Predicate Improvements in Kudu 0.8

Posted 19 Apr 2016 by Dan Burkert

The recently released Kudu version 0.8 ships with a host of new improvements to scan predicates. Performance and usability have been improved, especially for tables taking advantage of advanced partitioning options.

Scan Optimizations in the Server and C++ Client

The server and C++ client have gotten more sophisticated in how they handle and optimize scan constraints. Constraints specified in the predicates and lower and upper bound primary keys are better unified, resulting in more predicates being pushed into primary key bounds, which can turn full table scans with predicates into much more efficient bounded scans.

Additionally, the server and C++ client now recognize more opportunities to prune entire tablets during scans. For example, for the following schema and query Kudu will now be able to skip scanning 15 out of the 16 tablets in the table:

-- create a table with 16 tablets
CREATE TABLE users (id INT64, name STRING, address STRING)
DISTRIBUTE BY HASH (id) INTO 16 BUCKETS;

-- scan over a single tablet
SELECT id, name, address FROM users
WHERE id = 876932;

For a deeper look at the newly implemented scan and partition pruning optimizations, see the associated design document. These optimizations will eventually be incorporated into the Java client as well, but until that time they are still used on the server side for scans initiated by Java clients. If you would like to help with this effort, let us know on the JIRA issue.

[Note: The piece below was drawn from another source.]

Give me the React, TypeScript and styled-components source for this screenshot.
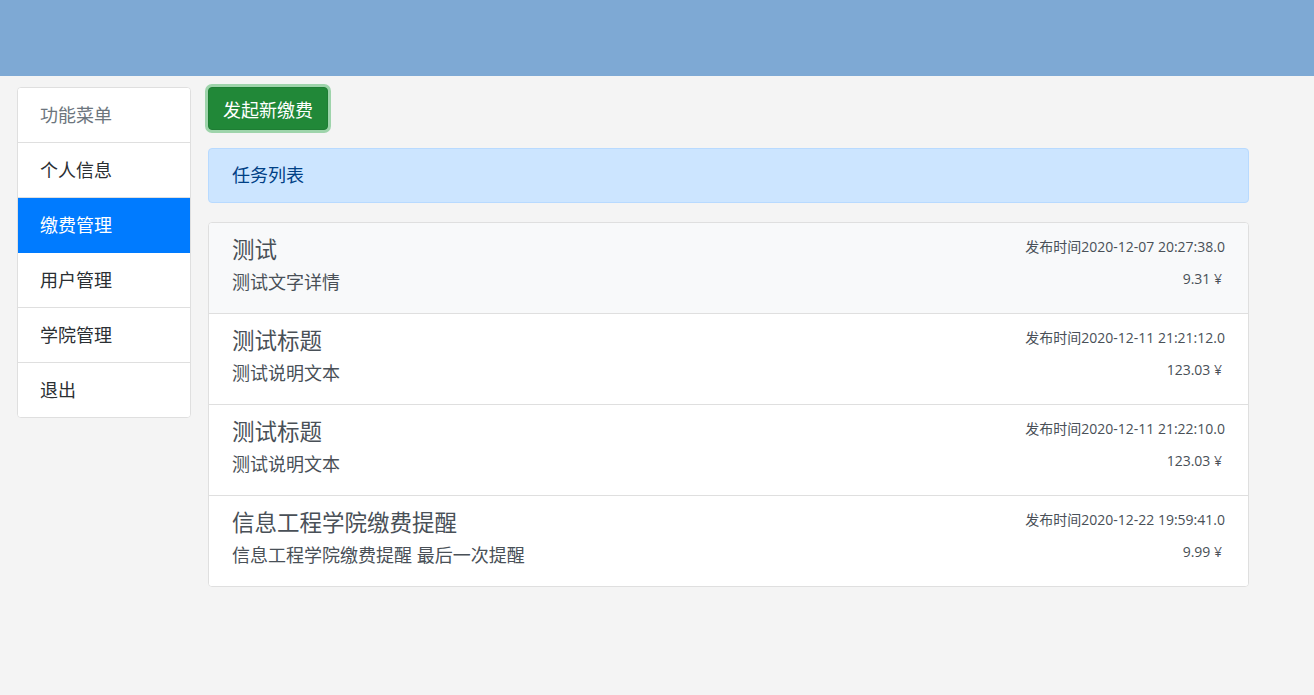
import React from 'react'
import styled, { createGlobalStyle } from 'styled-components'

const GlobalStyle = createGlobalStyle`
  html, body {
    margin: 0;
    padding: 0;
    background: #f4f4f4;
    font-family: "Open Sans", "Noto Sans CJK SC", sans-serif;
    color: #212529;
  }
  * { box-sizing: border-box; }
`

const Header = styled.header`
  height: 76px;
  background: #7ea9d4;
`

const Body = styled.div`
  display: flex;
  align-items: flex-start;
  gap: 17px;
  padding: 11px 0 0 17px;
`

const Menu = styled.ul`
  width: 174px;
  margin: 0;
  padding: 0;
  list-style: none;
  background: #fff;
  border: 1px solid #dfdfdf;
  border-radius: 4px;
  overflow: hidden;
`

const MenuItem = styled.li<{ $active?: boolean; $muted?: boolean }>`
  padding: 12px 22px;
  line-height: 30px;
  font-size: 18px;
  border-bottom: 1px solid #dfdfdf;
  background: ${p => (p.$active ? '#007bff' : '#fff')};
  color: ${p => (p.$active ? '#fff' : p.$muted ? '#6c757d' : '#2b2f33')};
  border-color: ${p => (p.$active ? '#007bff' : '#dfdfdf')};
  cursor: pointer;
  &:last-child { border-bottom: none; }
`

const Main = styled.main`
  width: 1041px;
  display: flex;
  flex-direction: column;
  align-items: flex-start;
`

const Button = styled.button`
  height: 43px;
  padding: 0 14px;
  font-family: inherit;
  font-size: 18px;
  color: #fff;
  background: #218838;
  border: 1px solid #1e7e34;
  border-radius: 4px;
  box-shadow: 0 0 0 3px rgba(72, 180, 97, 0.5);
  cursor: pointer;
`

const Alert = styled.div`
  width: 100%;
  margin-top: 18px;
  padding: 12px 23px;
  line-height: 29px;
  font-size: 18px;
  color: #004085;
  background: #cce5ff;
  border: 1px solid #b8daff;
  border-radius: 4px;
`

const List = styled.div`
  width: 100%;
  margin-top: 19px;
  background: #fff;
  border: 1px solid #dfdfdf;
  border-radius: 4px;
  overflow: hidden;
`

const Row = styled.div<{ $hover?: boolean }>`
  display: flex;
  justify-content: space-between;
  height: 91px;
  padding: 12px 23px 0 23px;
  background: ${p => (p.$hover ? '#f8f9fa' : '#fff')};
  border-bottom: 1px solid #dfdfdf;
  &:last-child { border-bottom: none; height: 90px; }
`

const Left = styled.div`
  display: flex;
  flex-direction: column;
`

const Title = styled.div`
  font-size: 22.5px;
  line-height: 30px;
  color: #495057;
`

const Desc = styled.div`
  margin-top: 2px;
  font-size: 18px;
  line-height: 30px;
  color: #495057;
`

const Right = styled.div`
  display: flex;
  flex-direction: column;
  align-items: flex-end;
  font-size: 14px;
  color: #495057;
`

const Time = styled.div`
  line-height: 24px;
`

const Price = styled.div`
  margin-top: 8px;
  padding-right: 3px;
  line-height: 24px;
`

const menu = ['个人信息', '缴费管理', '用户管理', '学院管理', '退出']

const tasks = [
  { title: '测试', desc: '测试文字详情', time: '2020-12-07 20:27:38.0', price: '9.31' },
  { title: '测试标题', desc: '测试说明文本', time: '2020-12-11 21:21:12.0', price: '123.03' },
  { title: '测试标题', desc: '测试说明文本', time: '2020-12-11 21:22:10.0', price: '123.03' },
  { title: '信息工程学院缴费提醒', desc: '信息工程学院缴费提醒 最后一次提醒', time: '2020-12-22 19:59:41.0', price: '9.99' },
]

export default function App() {
  return (
    <>
      <GlobalStyle />
      <Header />
      <Body>
        <Menu>
          <MenuItem $muted>功能菜单</MenuItem>
          {menu.map(m => (
            <MenuItem key={m} $active={m === '缴费管理'}>{m}</MenuItem>
          ))}
        </Menu>
        <Main>
          <Button>发起新缴费</Button>
          <Alert>任务列表</Alert>
          <List>
            {tasks.map((t, i) => (
              <Row key={i} $hover={i === 0}>
                <Left>
                  <Title>{t.title}</Title>
                  <Desc>{t.desc}</Desc>
                </Left>
                <Right>
                  <Time>发布时间{t.time}</Time>
                  <Price>{t.price} ¥</Price>
                </Right>
              </Row>
            ))}
          </List>
        </Main>
      </Body>
    </>
  )
}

Redesigned Predicate API in the Java Client

The Java client has a new way to express scan predicates: the KuduPredicate. The API matches the corresponding C++ API more closely, and adds support for specifying exclusive, as well as inclusive, range predicates. The existing ColumnRangePredicate API has been deprecated, and will be removed soon. Example of transitioning from the old to new API:

ColumnSchema myIntColumnSchema = ...;
KuduScanner.KuduScannerBuilder scannerBuilder = ...;

// Old predicate API
ColumnRangePredicate predicate = new ColumnRangePredicate(myIntColumnSchema);
predicate.setLowerBound(20);
scannerBuilder.addColumnRangePredicate(predicate);

// New predicate API
scannerBuilder.newPredicate(
    KuduPredicate.newComparisonPredicate(myIntColumnSchema, ComparisonOp.GREATER_EQUAL, 20));

Under the Covers Changes

The scan optimizations in the server and C++ client, and the new KuduPredicate API in the Java client are made possible by an overhaul of how predicates are handled internally. A new protobuf message type, ColumnPredicatePB has been introduced, and will allow more column predicate types to be introduced in the future. If you are interested in contributing to Kudu but don’t know where to start, consider adding a new predicate type; for example the IS NULL, IS NOT NULL, IN, and LIKE predicates types are currently not implemented.